The US Trademark database also shows that Super Duper owns the trademark for “Sort and Say” (Serial Number 78252179).
A search through Google Patents (http://www.google.com/patents) proved inconclusive as it shows numerous patents with the words See and Say as well as patents for Sort and Say. Other products using the word include: Fish & Say, Fold and Say, and See It!, Say It!
Sort and Say is a magnetic sorting game that has been used by families and professionals who have worked with Special Needs and Autistic Children for 24 years. The See ‘n Say product is an electronic pull toy used by children for the past 40 years. An advocate website, unrelated but passionate on behalf of the small business, posted Mattel’s alleged responses to a few of their queries. (http://speakupforsay.com/What-Mattel-Says.php). In that webpage, a Mattel representative reportedly states, “The case began when Super Duper Publications tried to register trademarks in the toy category. These trademarks are very similar to the famous Mattel SEE ‘N SAY and THE FARMER SAYS registered trademarks that Mattel has used for over 40 years.”

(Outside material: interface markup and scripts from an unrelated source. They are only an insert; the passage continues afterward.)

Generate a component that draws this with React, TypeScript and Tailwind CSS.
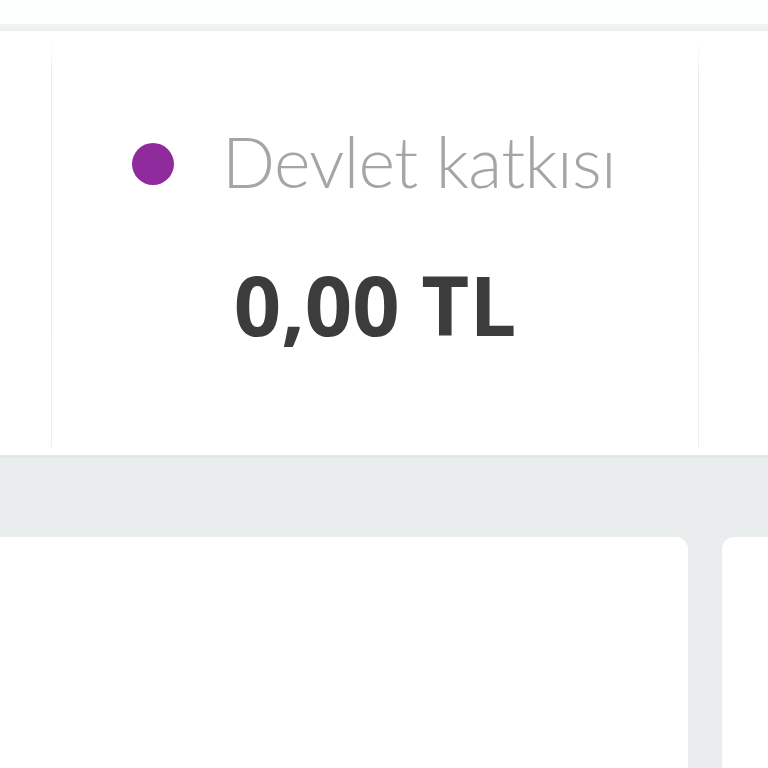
export default function App() {
  return (
    <div className="w-[768px] h-[768px] overflow-hidden flex flex-col bg-[#e9edee] font-['Lato',sans-serif]">
      {/* top strip */}
      <div className="h-[24px] bg-[#fdfefe]" />
      <div className="h-[7px] bg-gradient-to-b from-[#f3f5f5] to-[#eceeef]" />

      {/* stat row */}
      <div className="h-[424px] bg-white flex">
        <div className="w-[51px]" />
        <div className="w-px my-[8px] bg-gradient-to-b from-white from-0% via-[#e6e8e9] via-10% to-[#eceeef]" />
        <div className="w-[646px] flex flex-col items-center pt-[95px]">
          <div className="flex items-start gap-[48px] pr-[2px]">
            <span className="mt-[17px] w-[42px] h-[42px] rounded-full bg-[#8f2b9d]" />
            <span className="text-[70px] leading-none font-light text-[#a5a5a5] tracking-[-0.7px]">
              Devlet katkısı
            </span>
          </div>
          <div className="mt-[66px] text-[83px] leading-none font-bold text-[#3c3c3c] font-['Open_Sans',sans-serif]">
            0,00 TL
          </div>
        </div>
        <div className="w-px my-[8px] bg-gradient-to-b from-white from-0% via-[#e6e8e9] via-10% to-[#eceeef]" />
        <div className="flex-1" />
      </div>

      {/* gap band */}
      <div className="h-[82px] border-t-[3px] border-[#e4e7e8]" />

      {/* bottom cards */}
      <div className="flex-1 flex gap-[34px]">
        <div className="w-[688px] bg-white rounded-tr-[12px]" />
        <div className="flex-1 bg-white rounded-tl-[12px]" />
      </div>
    </div>
  )
}
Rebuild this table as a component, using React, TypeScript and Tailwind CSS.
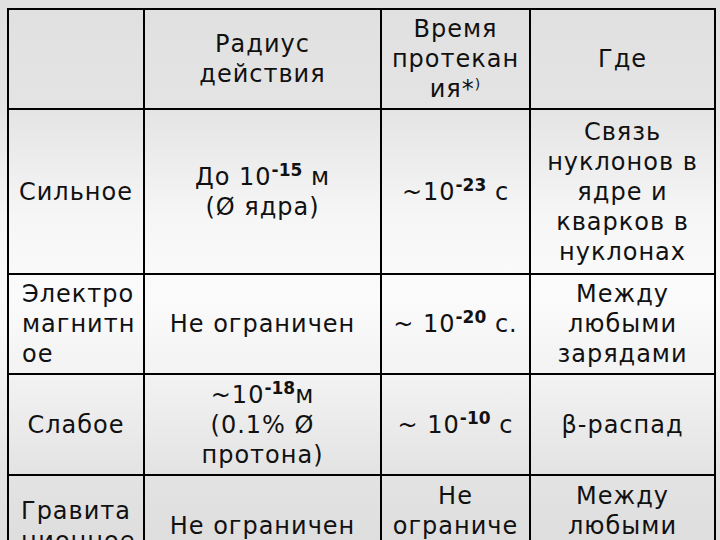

Super Duper Publications is known by many families and organizations that work with Special Needs and Autistic children, and is a mom and pop company with deep local roots in Greenville, South Carolina. Coincidentally, one of Mattel’s lawyers on this case, Frank S. Holleman III, of the Wyche Law Firm, is running for State Superintendent of Education and of Public Education in the State of South Carolina.
Mattel reportedly net $528.7M in the last fiscal year (http://www.answers.com/topic/mattel-inc). Breaking reports say the small business has allegedly been ordered to pay Mattel $1 million, plus interest, $2.6 million in attorney’s fees, plus interest, and had to pledge $4 million of its assets (including personal assets of the owners) in order to get the appeal bond in this case.
Mattel’s website states, “Mattel is recognized among the “100 Best Corporate Citizens,” as one of the “World’s Most Ethical Companies” and as one of FORTUNE Magazine’s “100 Best Companies to Work For.”